The International Resource Panel, meeting in Bled, Slovenia, this month, endorsed a range of new study areas, and welcomed a new country to its Steering Committee.
These included the socioeconomic implications of resource efficiency and circular economy measures, a two-year research project into the role of resources in environmental displacement and migration, development of an assessment report on finance for sustainable resource use, work on remanufacturing in the consumer and electronic goods sectors, and developing scientifically sound and implementable science based targets for the sustainable use of resources.
Successful preparation of G20 factsheets based on the International Resource Panel’s Global Resources Outlook 2019 have led the Japanese Presidency of the G20 to ask the Panel for follow-up work on marine plastic litter. This work will support the delivery of the G20 Osaka Blue Ocean Vision, which calls for an elimination of marine plastic litter by 2050.
The meeting, hosted by the Slovenian Ministry of Foreign Affairs and Ministry of Environment and Spatial Planning from 5-8 November, also discussed the implementation of two resolutions – on sustainable consumption and production and on mineral resource governance – from the fourth meeting of the United Nations Environment Assembly, held in March in Nairobi, Kenya.
A forthcoming report, Resource Efficiency and Climate Change: Material Efficiency Strategies for a Low-Carbon Future, prepared by the International Resource Panel at the request of the G7 under Italian Presidency, was also discussed. It estimates significant additional savings of greenhouse gas emissions if material efficiency (where a smaller quantity of materials is sued to provide the same service) strategies for residential housing and cars are integrated into countries’ plans to reduce climate change. The report is expected to be launched at the UN Climate Change Conference in Madrid, Spain, in December.
In addition, the Panel’s governing body, the Steering Committee, in a separate meeting, welcomed the Hashemite Kingdom of Jordan as a new member.

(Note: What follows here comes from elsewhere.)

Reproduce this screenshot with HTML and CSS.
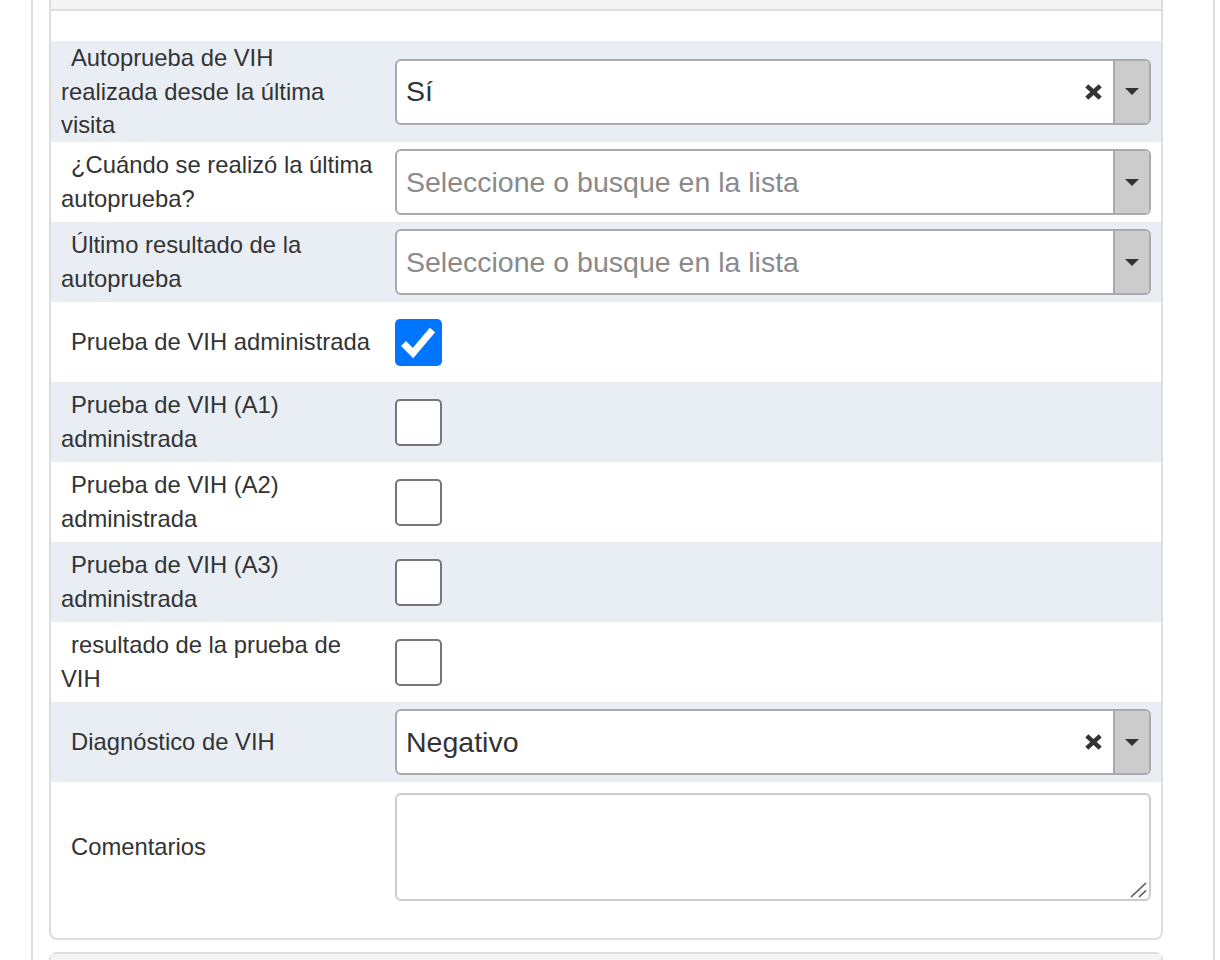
FILE: index.html
```html
<!DOCTYPE html>
<html lang="es">
<head>
<meta charset="utf-8">
<title>Formulario VIH</title>
<link rel="stylesheet" href="styles.css">
</head>
<body>
<div class="panel">
  <div class="card">
    <div class="card-header"></div>
    <div class="card-body">

      <div class="form-row alt">
        <label class="field-label">Autoprueba de VIH realizada desde la última visita</label>
        <div class="field-control">
          <div class="select">
            <span class="select-value">Sí</span>
            <span class="select-clear"><svg width="17" height="16" viewBox="0 0 17 16"><path d="M1.8 1.8 L15.2 14.2 M15.2 1.8 L1.8 14.2" stroke="#333" stroke-width="4.4" stroke-linecap="butt"/></svg></span>
            <span class="select-arrow"><svg width="14" height="7" viewBox="0 0 14 7"><path d="M0 0 H14 L7 7 Z" fill="#333"/></svg></span>
          </div>
        </div>
      </div>

      <div class="form-row">
        <label class="field-label">¿Cuándo se realizó la última autoprueba?</label>
        <div class="field-control">
          <div class="select">
            <span class="select-value placeholder">Seleccione o busque en la lista</span>
            <span class="select-arrow"><svg width="14" height="7" viewBox="0 0 14 7"><path d="M0 0 H14 L7 7 Z" fill="#333"/></svg></span>
          </div>
        </div>
      </div>

      <div class="form-row alt">
        <label class="field-label">Último resultado de la autoprueba</label>
        <div class="field-control">
          <div class="select">
            <span class="select-value placeholder">Seleccione o busque en la lista</span>
            <span class="select-arrow"><svg width="14" height="7" viewBox="0 0 14 7"><path d="M0 0 H14 L7 7 Z" fill="#333"/></svg></span>
          </div>
        </div>
      </div>

      <div class="form-row">
        <label class="field-label">Prueba de VIH administrada</label>
        <div class="field-control">
          <span class="checkbox checked"><svg width="47" height="47" viewBox="0 0 47 47"><path d="M8.5 24.5 L18 34 L37.5 11" fill="none" stroke="#fff" stroke-width="7" stroke-linejoin="miter" stroke-linecap="butt"/></svg></span>
        </div>
      </div>

      <div class="form-row alt">
        <label class="field-label">Prueba de VIH (A1) administrada</label>
        <div class="field-control"><span class="checkbox"></span></div>
      </div>

      <div class="form-row">
        <label class="field-label">Prueba de VIH (A2) administrada</label>
        <div class="field-control"><span class="checkbox"></span></div>
      </div>

      <div class="form-row alt">
        <label class="field-label">Prueba de VIH (A3) administrada</label>
        <div class="field-control"><span class="checkbox"></span></div>
      </div>

      <div class="form-row">
        <label class="field-label">resultado de la prueba de VIH</label>
        <div class="field-control"><span class="checkbox"></span></div>
      </div>

      <div class="form-row alt">
        <label class="field-label">Diagnóstico de VIH</label>
        <div class="field-control">
          <div class="select">
            <span class="select-value">Negativo</span>
            <span class="select-clear"><svg width="17" height="16" viewBox="0 0 17 16"><path d="M1.8 1.8 L15.2 14.2 M15.2 1.8 L1.8 14.2" stroke="#333" stroke-width="4.4" stroke-linecap="butt"/></svg></span>
            <span class="select-arrow"><svg width="14" height="7" viewBox="0 0 14 7"><path d="M0 0 H14 L7 7 Z" fill="#333"/></svg></span>
          </div>
        </div>
      </div>

      <div class="form-row textarea-row">
        <label class="field-label">Comentarios</label>
        <div class="field-control">
          <div class="textarea-wrap">
            <textarea class="textarea"></textarea>
            <svg class="resize-grip" width="18" height="16" viewBox="0 0 18 16"><path d="M1 15 L16 1 M9 15 L16 8.5" stroke="#555" stroke-width="1.6"/></svg>
          </div>
        </div>
      </div>

    </div>
  </div>
  <div class="card card-next">
    <div class="card-header"></div>
  </div>
</div>
</body>
</html>
```
FILE: styles.css
```css
html, body {
  margin: 0;
  padding: 0;
  background: #fff;
}

body {
  font-family: "Liberation Sans", Arial, sans-serif;
  color: #333;
  overflow: hidden;
}

.panel {
  margin-left: 31px;
  width: 1147px;
  min-height: 960px;
  border-left: 2px solid #ddd;
  border-right: 2px solid #ddd;
  padding: 0 17px 0 16px;
  box-sizing: content-box;
}

.card {
  border: 2px solid #ddd;
  border-top: none;
  border-radius: 0 0 8px 8px;
  background: #fff;
  width: 1110px;
}

.card-header {
  height: 9px;
  background: #f5f5f5;
  border-bottom: 2px solid #ddd;
}

.card-body {
  padding: 30px 0 26px;
}

.card-next {
  margin-top: 12px;
  border-top: 2px solid #ddd;
  border-radius: 8px 8px 0 0;
}

.card-next .card-header {
  height: 40px;
  border-bottom: none;
}

.form-row {
  display: grid;
  grid-template-columns: 324px 756px;
  column-gap: 10px;
  align-items: center;
  min-height: 80px;
  padding: 0 10px;
}

.form-row.alt {
  background: #e9eef5;
}

.field-label {
  font-size: 23.8px;
  line-height: 33.67px;
  text-indent: 10px;
  padding-right: 12px;
}

.field-control {
  display: flex;
  align-items: center;
}

.select {
  box-sizing: border-box;
  width: 756px;
  height: 66px;
  border: 2px solid #aaa;
  border-radius: 6px;
  background: #fff;
  display: flex;
  align-items: center;
  overflow: hidden;
}

.select-value {
  flex: 1;
  padding-left: 9px;
  font-size: 28.5px;
  color: #333;
  white-space: nowrap;
}

.select-value.placeholder {
  color: #8a8a8a;
}

.select-clear {
  display: flex;
  width: 17px;
  height: 16px;
  margin-right: 11px;
}

.select-arrow {
  align-self: stretch;
  width: 34px;
  background: #ccc;
  border-left: 2px solid #aaa;
  display: flex;
  align-items: center;
  justify-content: center;
}

.checkbox {
  box-sizing: border-box;
  display: block;
  width: 47px;
  height: 47px;
  border: 2px solid #767676;
  border-radius: 5px;
  background: #fff;
}

.checkbox.checked {
  border: none;
  background: #0075ff;
}

.checkbox svg {
  display: block;
}

.textarea-row {
  padding: 11px 10px;
}

.textarea-wrap {
  position: relative;
  width: 756px;
  height: 108px;
}

.textarea {
  box-sizing: border-box;
  display: block;
  width: 756px;
  height: 108px;
  border: 2px solid #ccc;
  border-radius: 6px;
  resize: none;
  margin: 0;
  font-family: inherit;
  font-size: 23.8px;
}

.resize-grip {
  position: absolute;
  right: 3px;
  bottom: 3px;
}
```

The International Resource Panel and its Steering Committee meet twice a year to discuss current and forthcoming research, methodologies and outcomes. The meetings also give the Steering Committee an opportunity to make decisions at the operational level on membership and budget.
In Bled, 37 Panel members and Steering Committee representatives from 17 countries were present, as well as strategic partners, and representatives from the Slovenian Ministry of Foreign Affairs and Ministry of Environment and Spatial Planning.